SET EXERCISE -> Skip the pictures and repeat each line of the data exactly.

COLLECTED MATERIAL ->
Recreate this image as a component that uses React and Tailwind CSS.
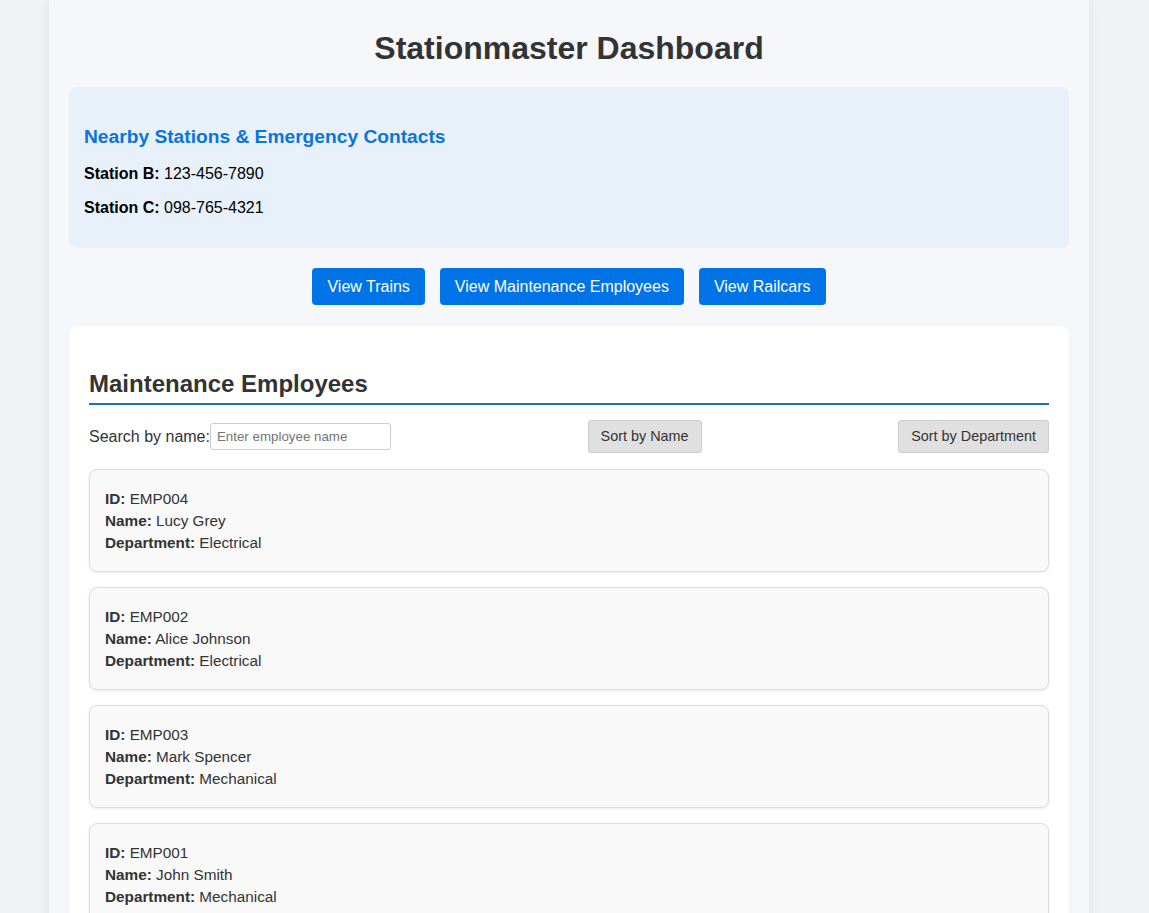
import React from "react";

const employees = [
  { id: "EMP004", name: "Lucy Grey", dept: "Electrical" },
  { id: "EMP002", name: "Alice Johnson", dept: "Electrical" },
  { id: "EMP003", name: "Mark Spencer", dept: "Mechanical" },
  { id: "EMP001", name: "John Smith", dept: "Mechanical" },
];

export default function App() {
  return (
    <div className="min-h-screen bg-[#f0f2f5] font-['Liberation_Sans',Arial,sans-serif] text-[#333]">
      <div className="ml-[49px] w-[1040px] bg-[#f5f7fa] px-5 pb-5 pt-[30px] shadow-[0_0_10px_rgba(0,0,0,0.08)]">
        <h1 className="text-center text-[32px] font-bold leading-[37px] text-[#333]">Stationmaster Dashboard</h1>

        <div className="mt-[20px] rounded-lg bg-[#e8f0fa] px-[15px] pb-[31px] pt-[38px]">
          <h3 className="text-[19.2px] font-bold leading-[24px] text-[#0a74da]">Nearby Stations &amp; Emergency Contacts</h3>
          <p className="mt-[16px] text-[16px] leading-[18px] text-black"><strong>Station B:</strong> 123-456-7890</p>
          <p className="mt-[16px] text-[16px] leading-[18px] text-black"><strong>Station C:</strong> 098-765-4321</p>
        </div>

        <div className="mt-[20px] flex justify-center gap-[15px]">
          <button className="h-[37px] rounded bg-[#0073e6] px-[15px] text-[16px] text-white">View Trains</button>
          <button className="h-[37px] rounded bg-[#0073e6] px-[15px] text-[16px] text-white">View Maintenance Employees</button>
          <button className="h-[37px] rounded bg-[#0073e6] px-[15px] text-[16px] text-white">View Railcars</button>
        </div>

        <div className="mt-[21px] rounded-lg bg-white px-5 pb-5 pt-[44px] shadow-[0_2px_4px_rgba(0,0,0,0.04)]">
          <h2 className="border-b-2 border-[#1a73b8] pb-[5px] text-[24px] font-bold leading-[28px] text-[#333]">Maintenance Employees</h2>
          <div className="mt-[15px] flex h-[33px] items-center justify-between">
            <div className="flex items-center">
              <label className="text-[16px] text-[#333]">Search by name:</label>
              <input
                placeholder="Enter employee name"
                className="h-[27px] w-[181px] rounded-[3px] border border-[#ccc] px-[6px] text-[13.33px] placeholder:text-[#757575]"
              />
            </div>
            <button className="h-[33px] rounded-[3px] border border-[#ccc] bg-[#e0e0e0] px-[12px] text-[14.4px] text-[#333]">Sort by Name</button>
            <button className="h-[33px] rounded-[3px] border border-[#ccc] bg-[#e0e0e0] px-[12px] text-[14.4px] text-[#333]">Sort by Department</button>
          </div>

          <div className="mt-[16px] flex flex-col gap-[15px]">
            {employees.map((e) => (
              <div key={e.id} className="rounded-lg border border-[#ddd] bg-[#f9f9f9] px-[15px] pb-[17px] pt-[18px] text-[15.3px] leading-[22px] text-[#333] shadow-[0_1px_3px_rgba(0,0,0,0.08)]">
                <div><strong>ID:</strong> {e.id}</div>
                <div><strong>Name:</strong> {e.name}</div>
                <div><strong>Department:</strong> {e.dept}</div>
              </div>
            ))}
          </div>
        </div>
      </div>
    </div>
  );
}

PROBLEM SOLUTION ->
Recreate this image as a component that uses React and Tailwind CSS.
import React from "react";

const employees = [
  { id: "EMP004", name: "Lucy Grey", dept: "Electrical" },
  { id: "EMP002", name: "Alice Johnson", dept: "Electrical" },
  { id: "EMP003", name: "Mark Spencer", dept: "Mechanical" },
  { id: "EMP001", name: "John Smith", dept: "Mechanical" },
];

export default function App() {
  return (
    <div className="min-h-screen bg-[#f0f2f5] font-['Liberation_Sans',Arial,sans-serif] text-[#333]">
      <div className="ml-[49px] w-[1040px] bg-[#f5f7fa] px-5 pb-5 pt-[30px] shadow-[0_0_10px_rgba(0,0,0,0.08)]">
        <h1 className="text-center text-[32px] font-bold leading-[37px] text-[#333]">Stationmaster Dashboard</h1>

        <div className="mt-[20px] rounded-lg bg-[#e8f0fa] px-[15px] pb-[31px] pt-[38px]">
          <h3 className="text-[19.2px] font-bold leading-[24px] text-[#0a74da]">Nearby Stations &amp; Emergency Contacts</h3>
          <p className="mt-[16px] text-[16px] leading-[18px] text-black"><strong>Station B:</strong> 123-456-7890</p>
          <p className="mt-[16px] text-[16px] leading-[18px] text-black"><strong>Station C:</strong> 098-765-4321</p>
        </div>

        <div className="mt-[20px] flex justify-center gap-[15px]">
          <button className="h-[37px] rounded bg-[#0073e6] px-[15px] text-[16px] text-white">View Trains</button>
          <button className="h-[37px] rounded bg-[#0073e6] px-[15px] text-[16px] text-white">View Maintenance Employees</button>
          <button className="h-[37px] rounded bg-[#0073e6] px-[15px] text-[16px] text-white">View Railcars</button>
        </div>

        <div className="mt-[21px] rounded-lg bg-white px-5 pb-5 pt-[44px] shadow-[0_2px_4px_rgba(0,0,0,0.04)]">
          <h2 className="border-b-2 border-[#1a73b8] pb-[5px] text-[24px] font-bold leading-[28px] text-[#333]">Maintenance Employees</h2>
          <div className="mt-[15px] flex h-[33px] items-center justify-between">
            <div className="flex items-center">
              <label className="text-[16px] text-[#333]">Search by name:</label>
              <input
                placeholder="Enter employee name"
                className="h-[27px] w-[181px] rounded-[3px] border border-[#ccc] px-[6px] text-[13.33px] placeholder:text-[#757575]"
              />
            </div>
            <button className="h-[33px] rounded-[3px] border border-[#ccc] bg-[#e0e0e0] px-[12px] text-[14.4px] text-[#333]">Sort by Name</button>
            <button className="h-[33px] rounded-[3px] border border-[#ccc] bg-[#e0e0e0] px-[12px] text-[14.4px] text-[#333]">Sort by Department</button>
          </div>

          <div className="mt-[16px] flex flex-col gap-[15px]">
            {employees.map((e) => (
              <div key={e.id} className="rounded-lg border border-[#ddd] bg-[#f9f9f9] px-[15px] pb-[17px] pt-[18px] text-[15.3px] leading-[22px] text-[#333] shadow-[0_1px_3px_rgba(0,0,0,0.08)]">
                <div><strong>ID:</strong> {e.id}</div>
                <div><strong>Name:</strong> {e.name}</div>
                <div><strong>Department:</strong> {e.dept}</div>
              </div>
            ))}
          </div>
        </div>
      </div>
    </div>
  );
}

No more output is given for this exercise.